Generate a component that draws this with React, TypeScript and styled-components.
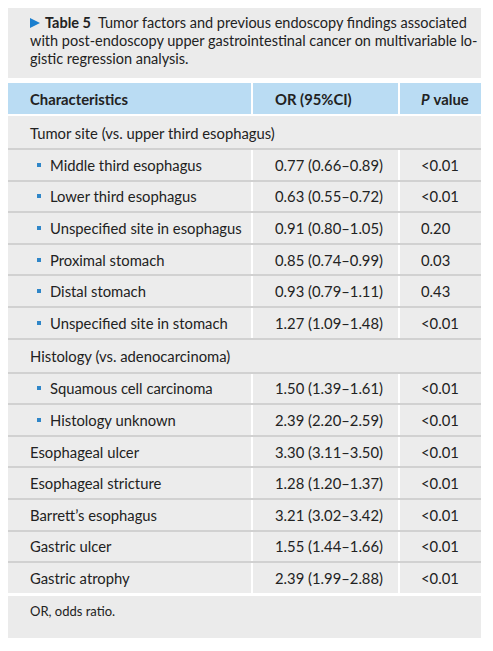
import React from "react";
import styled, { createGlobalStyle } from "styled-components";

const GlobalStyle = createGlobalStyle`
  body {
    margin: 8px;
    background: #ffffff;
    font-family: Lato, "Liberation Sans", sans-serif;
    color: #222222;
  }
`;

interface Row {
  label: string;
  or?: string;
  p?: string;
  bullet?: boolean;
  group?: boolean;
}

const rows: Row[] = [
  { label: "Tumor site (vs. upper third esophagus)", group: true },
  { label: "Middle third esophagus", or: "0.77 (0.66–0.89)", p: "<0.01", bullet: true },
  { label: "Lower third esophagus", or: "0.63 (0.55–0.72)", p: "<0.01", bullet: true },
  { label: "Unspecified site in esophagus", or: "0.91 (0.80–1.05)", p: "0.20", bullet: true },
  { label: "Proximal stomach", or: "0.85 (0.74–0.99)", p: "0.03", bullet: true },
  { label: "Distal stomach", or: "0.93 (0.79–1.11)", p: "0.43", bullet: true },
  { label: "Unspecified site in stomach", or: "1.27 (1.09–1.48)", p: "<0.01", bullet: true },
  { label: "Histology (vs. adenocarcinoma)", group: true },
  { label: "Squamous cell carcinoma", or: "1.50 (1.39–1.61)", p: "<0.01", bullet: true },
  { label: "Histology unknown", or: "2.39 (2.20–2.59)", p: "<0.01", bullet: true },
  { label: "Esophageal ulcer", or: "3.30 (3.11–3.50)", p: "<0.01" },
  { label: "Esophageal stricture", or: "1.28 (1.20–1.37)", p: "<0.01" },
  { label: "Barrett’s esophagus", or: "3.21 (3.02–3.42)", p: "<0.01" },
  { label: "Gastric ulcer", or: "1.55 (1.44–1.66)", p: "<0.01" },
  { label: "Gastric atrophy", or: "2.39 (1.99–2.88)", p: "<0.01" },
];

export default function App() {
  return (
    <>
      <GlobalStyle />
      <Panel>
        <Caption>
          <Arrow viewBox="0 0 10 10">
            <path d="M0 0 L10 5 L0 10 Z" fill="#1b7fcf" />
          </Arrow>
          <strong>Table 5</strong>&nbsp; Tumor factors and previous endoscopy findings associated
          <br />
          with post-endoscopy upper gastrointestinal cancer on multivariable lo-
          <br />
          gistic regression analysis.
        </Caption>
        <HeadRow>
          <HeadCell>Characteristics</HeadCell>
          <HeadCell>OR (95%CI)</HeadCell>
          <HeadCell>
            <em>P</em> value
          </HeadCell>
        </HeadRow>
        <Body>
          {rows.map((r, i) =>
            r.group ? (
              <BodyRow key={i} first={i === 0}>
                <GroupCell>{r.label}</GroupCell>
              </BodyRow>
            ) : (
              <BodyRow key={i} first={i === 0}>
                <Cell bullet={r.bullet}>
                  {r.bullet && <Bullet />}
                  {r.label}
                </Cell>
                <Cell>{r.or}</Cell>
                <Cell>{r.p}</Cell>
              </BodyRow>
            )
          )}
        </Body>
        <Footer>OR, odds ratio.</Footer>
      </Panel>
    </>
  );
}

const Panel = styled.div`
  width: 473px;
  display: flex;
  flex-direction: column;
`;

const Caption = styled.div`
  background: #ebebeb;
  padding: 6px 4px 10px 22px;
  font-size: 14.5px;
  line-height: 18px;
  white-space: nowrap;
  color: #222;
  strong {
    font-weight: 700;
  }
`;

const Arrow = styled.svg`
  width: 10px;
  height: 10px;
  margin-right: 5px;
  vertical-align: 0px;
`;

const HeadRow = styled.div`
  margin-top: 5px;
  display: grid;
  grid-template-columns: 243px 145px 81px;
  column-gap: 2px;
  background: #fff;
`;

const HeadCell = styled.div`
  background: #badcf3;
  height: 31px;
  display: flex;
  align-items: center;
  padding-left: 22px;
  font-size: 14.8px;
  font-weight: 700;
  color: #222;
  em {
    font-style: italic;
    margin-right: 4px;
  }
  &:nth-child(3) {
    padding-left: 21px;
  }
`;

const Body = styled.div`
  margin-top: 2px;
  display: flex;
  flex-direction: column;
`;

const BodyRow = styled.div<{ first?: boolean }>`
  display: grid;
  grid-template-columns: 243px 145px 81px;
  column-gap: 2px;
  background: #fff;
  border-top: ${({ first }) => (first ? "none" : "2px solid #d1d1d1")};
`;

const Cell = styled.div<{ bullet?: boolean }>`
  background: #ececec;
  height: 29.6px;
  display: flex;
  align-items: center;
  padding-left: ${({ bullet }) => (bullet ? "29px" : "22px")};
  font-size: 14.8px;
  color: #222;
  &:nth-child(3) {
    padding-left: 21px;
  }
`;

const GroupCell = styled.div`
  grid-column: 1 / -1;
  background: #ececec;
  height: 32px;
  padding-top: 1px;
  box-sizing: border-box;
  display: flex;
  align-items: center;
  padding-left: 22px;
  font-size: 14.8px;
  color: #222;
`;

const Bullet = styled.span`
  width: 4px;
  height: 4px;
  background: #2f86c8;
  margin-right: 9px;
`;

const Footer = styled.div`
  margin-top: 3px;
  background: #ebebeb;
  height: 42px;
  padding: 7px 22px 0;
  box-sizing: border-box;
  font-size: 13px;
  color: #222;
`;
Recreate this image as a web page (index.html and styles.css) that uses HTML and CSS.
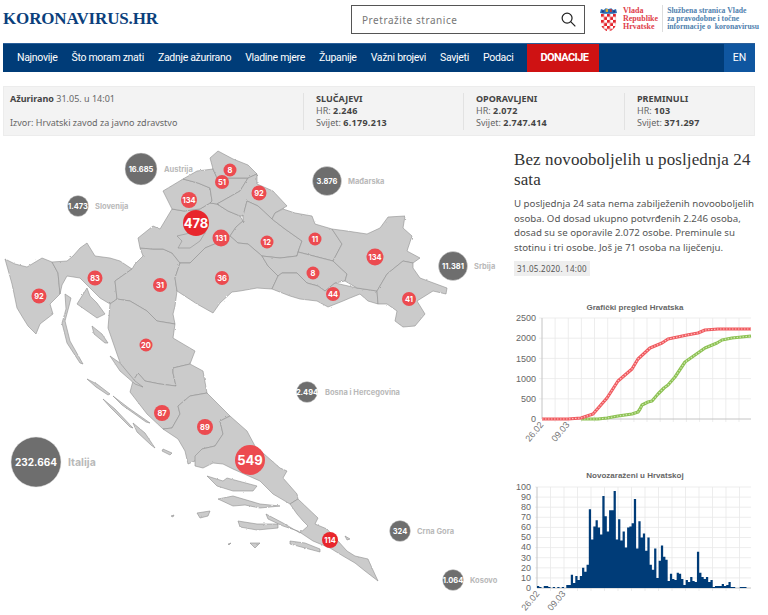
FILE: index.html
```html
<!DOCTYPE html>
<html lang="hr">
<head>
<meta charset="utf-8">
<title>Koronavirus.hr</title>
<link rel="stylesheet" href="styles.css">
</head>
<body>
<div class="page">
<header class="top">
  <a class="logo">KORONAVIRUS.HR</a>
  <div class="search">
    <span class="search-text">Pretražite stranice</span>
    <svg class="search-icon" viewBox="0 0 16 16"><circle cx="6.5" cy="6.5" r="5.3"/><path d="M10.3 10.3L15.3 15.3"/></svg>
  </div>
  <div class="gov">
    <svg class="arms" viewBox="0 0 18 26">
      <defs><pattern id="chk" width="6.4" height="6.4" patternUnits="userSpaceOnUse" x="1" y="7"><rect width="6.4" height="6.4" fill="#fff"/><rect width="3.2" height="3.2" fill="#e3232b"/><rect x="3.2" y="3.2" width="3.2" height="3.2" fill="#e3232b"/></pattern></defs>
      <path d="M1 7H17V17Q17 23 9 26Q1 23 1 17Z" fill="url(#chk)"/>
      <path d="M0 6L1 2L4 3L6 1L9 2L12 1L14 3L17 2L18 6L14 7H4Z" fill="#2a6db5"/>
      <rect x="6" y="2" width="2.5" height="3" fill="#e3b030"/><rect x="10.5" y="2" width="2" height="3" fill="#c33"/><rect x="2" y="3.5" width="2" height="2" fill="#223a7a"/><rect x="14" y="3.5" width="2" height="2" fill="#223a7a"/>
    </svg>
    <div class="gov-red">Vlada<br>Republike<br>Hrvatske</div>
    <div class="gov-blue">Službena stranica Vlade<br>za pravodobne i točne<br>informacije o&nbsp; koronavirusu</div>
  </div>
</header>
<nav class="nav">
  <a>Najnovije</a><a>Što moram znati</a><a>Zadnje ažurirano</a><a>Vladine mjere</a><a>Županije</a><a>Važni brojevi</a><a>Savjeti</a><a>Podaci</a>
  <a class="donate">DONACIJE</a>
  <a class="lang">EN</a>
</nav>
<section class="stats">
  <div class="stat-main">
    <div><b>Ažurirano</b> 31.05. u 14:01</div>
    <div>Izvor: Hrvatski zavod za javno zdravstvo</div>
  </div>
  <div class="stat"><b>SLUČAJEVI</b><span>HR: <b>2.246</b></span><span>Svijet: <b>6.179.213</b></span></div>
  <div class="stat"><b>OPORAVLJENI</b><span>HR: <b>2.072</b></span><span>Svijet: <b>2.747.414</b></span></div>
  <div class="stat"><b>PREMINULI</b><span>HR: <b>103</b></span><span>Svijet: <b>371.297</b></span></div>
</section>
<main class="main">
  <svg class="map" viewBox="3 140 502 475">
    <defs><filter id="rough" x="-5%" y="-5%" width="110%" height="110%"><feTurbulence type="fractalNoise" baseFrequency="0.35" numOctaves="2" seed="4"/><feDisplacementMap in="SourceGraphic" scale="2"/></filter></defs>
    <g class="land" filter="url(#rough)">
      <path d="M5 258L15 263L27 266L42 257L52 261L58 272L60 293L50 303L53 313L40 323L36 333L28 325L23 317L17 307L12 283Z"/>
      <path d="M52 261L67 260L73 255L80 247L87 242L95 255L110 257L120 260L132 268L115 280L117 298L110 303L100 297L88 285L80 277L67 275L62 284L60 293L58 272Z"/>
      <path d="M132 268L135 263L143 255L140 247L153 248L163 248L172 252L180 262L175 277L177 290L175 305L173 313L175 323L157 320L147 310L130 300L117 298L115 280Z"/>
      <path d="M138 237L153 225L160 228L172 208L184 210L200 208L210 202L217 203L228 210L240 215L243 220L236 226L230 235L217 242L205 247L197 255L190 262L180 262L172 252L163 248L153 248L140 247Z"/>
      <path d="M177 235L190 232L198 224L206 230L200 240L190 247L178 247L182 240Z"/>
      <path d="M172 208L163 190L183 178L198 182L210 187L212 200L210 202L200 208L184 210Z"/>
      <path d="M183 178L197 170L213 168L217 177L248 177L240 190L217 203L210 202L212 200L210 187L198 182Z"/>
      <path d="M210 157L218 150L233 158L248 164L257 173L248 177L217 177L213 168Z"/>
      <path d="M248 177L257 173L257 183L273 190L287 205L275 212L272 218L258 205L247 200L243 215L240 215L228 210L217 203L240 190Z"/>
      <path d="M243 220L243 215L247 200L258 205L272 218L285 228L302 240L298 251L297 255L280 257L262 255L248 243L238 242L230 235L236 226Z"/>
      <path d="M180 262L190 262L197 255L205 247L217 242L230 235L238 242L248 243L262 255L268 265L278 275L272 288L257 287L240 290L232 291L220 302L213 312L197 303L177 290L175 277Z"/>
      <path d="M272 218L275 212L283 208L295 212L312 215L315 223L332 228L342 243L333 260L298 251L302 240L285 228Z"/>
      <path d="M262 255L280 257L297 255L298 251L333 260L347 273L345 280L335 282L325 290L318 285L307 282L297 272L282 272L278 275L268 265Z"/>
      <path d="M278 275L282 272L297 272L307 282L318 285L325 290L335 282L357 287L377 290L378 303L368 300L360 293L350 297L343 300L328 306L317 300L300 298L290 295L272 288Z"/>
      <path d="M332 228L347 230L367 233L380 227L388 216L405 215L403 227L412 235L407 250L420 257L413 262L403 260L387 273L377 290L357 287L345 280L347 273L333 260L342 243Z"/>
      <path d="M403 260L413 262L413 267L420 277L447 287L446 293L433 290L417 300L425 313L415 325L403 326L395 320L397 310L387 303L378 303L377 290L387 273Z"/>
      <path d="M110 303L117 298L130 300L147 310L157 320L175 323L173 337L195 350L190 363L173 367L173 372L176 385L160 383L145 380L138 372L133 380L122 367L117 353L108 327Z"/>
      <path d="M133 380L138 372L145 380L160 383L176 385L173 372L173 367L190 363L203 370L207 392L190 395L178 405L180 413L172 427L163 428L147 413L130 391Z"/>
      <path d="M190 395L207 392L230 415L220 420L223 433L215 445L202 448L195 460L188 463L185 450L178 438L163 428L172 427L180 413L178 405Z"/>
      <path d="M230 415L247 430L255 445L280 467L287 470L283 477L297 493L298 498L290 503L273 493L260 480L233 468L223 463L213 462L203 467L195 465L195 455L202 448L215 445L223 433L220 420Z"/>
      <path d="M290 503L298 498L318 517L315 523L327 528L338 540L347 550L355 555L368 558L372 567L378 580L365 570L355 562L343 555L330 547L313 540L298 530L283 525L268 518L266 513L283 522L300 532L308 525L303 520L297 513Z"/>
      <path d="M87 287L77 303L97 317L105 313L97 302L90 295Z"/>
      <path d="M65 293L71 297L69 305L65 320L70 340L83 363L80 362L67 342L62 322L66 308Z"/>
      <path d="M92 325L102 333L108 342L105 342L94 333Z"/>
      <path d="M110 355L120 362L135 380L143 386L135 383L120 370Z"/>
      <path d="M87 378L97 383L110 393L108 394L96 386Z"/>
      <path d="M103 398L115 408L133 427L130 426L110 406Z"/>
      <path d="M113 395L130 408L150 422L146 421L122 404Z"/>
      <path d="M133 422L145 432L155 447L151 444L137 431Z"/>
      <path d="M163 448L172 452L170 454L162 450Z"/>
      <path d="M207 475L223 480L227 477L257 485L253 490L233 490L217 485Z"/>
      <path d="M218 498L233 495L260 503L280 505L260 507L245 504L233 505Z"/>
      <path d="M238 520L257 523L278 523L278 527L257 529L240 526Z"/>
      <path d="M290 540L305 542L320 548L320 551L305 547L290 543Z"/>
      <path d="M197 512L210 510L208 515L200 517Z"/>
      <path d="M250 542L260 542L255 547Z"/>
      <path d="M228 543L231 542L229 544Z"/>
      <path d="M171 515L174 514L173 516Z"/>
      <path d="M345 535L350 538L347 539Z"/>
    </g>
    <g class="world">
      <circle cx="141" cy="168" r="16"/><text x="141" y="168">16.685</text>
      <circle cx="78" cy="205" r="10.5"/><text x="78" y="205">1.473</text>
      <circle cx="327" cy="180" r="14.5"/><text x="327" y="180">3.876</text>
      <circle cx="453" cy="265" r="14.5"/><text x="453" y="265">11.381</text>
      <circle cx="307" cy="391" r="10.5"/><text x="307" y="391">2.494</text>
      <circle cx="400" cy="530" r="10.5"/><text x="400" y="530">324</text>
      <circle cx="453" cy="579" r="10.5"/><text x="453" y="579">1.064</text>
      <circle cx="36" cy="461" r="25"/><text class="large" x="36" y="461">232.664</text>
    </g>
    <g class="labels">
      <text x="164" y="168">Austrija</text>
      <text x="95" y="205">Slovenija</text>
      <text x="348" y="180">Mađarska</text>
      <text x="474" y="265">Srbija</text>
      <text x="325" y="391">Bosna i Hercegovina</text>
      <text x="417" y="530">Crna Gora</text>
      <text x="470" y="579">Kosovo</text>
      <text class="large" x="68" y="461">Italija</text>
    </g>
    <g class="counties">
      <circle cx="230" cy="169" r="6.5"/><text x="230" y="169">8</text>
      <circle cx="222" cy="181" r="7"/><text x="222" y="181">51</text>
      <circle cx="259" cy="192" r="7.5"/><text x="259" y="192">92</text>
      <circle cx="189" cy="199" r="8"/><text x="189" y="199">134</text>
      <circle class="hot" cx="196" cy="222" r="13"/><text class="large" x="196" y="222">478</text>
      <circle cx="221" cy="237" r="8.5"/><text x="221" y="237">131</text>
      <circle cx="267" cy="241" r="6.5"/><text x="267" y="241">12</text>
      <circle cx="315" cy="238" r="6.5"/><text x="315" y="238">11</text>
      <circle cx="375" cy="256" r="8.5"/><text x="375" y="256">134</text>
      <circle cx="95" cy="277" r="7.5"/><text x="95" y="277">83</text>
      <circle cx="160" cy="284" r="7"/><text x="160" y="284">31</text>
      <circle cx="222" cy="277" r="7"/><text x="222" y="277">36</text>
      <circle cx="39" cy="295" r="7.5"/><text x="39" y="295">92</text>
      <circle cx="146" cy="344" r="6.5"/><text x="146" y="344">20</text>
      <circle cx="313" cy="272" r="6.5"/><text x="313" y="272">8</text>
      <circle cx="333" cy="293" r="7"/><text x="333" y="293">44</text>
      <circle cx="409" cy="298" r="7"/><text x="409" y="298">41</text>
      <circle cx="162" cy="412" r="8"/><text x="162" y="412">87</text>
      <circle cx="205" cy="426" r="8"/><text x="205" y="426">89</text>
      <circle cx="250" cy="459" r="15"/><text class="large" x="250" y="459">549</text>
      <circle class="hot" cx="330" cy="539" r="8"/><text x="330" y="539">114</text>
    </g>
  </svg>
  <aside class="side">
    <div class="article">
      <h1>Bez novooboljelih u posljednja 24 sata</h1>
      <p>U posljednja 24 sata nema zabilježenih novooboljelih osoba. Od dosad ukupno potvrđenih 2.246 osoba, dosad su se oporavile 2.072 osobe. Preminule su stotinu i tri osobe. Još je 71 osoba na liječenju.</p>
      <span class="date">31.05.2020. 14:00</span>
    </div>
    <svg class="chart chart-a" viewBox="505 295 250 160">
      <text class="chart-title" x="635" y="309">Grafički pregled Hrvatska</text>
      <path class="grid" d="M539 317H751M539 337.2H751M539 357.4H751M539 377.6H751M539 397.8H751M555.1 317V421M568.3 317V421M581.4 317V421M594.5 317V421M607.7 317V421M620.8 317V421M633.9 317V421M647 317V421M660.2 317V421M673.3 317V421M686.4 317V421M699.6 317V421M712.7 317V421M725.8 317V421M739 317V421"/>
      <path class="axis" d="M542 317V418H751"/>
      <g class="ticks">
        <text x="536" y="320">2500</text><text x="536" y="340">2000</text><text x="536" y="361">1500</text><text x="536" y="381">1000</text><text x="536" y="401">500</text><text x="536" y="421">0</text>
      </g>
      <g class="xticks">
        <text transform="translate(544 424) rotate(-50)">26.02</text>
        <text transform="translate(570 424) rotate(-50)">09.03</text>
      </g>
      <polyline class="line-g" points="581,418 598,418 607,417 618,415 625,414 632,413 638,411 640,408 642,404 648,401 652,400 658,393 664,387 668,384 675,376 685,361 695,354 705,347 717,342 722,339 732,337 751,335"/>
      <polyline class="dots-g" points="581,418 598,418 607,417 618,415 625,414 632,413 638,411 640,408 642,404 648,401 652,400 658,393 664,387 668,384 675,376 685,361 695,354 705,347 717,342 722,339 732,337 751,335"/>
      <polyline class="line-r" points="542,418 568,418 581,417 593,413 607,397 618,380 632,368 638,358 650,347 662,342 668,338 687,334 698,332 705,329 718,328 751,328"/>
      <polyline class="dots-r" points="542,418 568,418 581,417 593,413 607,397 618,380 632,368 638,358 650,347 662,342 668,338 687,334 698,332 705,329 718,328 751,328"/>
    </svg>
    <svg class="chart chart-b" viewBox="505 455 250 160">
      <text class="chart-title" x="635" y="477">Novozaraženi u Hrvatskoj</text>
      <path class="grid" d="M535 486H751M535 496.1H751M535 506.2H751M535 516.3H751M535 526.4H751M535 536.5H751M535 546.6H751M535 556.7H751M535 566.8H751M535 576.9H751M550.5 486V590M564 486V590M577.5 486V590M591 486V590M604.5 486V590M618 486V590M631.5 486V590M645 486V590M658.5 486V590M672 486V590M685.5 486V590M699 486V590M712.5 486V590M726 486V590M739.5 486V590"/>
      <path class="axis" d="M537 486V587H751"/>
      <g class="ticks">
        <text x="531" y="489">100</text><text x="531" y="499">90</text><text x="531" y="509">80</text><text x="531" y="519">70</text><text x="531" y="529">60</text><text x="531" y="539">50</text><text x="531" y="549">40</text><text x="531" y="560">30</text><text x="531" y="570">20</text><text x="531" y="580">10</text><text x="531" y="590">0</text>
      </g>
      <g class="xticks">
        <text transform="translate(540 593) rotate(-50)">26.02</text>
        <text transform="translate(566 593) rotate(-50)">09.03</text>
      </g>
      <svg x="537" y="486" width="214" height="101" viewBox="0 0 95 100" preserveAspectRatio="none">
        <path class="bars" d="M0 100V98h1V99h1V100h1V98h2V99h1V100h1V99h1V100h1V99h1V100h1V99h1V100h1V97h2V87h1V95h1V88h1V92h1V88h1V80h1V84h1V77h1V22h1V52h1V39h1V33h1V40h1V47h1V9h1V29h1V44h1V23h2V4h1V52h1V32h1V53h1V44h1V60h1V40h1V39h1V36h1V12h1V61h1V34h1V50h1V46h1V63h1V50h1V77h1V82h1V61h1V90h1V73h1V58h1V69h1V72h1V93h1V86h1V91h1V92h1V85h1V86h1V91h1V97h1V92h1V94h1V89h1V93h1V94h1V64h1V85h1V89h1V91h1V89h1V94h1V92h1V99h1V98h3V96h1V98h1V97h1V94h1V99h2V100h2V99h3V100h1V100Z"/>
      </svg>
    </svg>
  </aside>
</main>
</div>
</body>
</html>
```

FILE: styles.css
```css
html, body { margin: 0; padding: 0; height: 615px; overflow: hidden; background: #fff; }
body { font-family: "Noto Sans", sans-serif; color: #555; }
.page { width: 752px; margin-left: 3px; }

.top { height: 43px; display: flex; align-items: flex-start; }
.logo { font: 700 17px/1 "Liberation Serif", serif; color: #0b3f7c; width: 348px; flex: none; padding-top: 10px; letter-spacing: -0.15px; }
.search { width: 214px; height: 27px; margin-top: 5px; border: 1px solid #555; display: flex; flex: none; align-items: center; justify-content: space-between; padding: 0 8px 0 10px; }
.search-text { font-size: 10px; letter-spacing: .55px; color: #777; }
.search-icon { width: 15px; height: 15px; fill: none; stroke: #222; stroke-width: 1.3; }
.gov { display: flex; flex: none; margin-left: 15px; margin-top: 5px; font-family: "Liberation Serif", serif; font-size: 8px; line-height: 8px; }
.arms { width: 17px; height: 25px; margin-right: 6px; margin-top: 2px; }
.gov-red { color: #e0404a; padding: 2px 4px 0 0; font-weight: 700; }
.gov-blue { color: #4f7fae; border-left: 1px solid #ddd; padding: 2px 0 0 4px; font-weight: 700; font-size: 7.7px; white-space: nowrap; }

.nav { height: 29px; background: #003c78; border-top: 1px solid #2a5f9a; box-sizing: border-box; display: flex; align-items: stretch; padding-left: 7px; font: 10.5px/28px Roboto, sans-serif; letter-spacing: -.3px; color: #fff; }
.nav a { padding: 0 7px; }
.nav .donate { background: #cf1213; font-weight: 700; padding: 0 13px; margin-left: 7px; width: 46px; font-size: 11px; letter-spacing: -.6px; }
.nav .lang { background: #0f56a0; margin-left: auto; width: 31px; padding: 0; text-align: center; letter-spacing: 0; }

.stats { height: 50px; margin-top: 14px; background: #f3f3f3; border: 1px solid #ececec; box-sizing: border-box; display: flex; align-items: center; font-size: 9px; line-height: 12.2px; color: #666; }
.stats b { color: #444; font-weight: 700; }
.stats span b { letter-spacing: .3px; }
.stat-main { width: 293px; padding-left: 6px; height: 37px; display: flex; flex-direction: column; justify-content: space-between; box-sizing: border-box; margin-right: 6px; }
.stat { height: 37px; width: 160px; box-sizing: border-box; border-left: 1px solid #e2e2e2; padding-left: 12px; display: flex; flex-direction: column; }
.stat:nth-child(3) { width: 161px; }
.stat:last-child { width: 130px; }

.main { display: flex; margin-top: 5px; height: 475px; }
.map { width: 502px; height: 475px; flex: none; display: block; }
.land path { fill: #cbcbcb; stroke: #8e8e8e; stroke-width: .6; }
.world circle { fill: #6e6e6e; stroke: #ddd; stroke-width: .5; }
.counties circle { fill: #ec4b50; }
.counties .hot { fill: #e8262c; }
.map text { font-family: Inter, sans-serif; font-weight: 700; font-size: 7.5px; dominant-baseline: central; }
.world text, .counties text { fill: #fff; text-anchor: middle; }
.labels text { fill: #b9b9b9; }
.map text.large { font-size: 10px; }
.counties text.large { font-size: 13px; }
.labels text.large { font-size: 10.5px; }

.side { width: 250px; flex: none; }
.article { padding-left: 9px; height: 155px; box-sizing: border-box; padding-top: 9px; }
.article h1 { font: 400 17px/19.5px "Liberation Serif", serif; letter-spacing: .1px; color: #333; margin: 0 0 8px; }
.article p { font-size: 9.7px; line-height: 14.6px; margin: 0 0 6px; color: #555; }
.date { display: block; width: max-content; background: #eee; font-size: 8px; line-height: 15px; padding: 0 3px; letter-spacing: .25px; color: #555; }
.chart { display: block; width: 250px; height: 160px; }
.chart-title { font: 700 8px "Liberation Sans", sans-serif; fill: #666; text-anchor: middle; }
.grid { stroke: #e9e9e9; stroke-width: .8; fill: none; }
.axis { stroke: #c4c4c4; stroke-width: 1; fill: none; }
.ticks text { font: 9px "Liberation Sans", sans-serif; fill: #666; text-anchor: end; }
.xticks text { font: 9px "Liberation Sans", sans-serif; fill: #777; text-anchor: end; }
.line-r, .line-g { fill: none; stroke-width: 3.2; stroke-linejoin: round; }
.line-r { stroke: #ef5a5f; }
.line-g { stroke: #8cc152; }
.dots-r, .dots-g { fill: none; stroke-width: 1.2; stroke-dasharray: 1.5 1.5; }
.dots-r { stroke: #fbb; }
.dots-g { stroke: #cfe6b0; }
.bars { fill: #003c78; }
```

━━━━━━━━━━━━━━━━━━━━

## Stated exercise
Only the number is wanted: how many lines above include the word "page"?

## Solution to this problem
3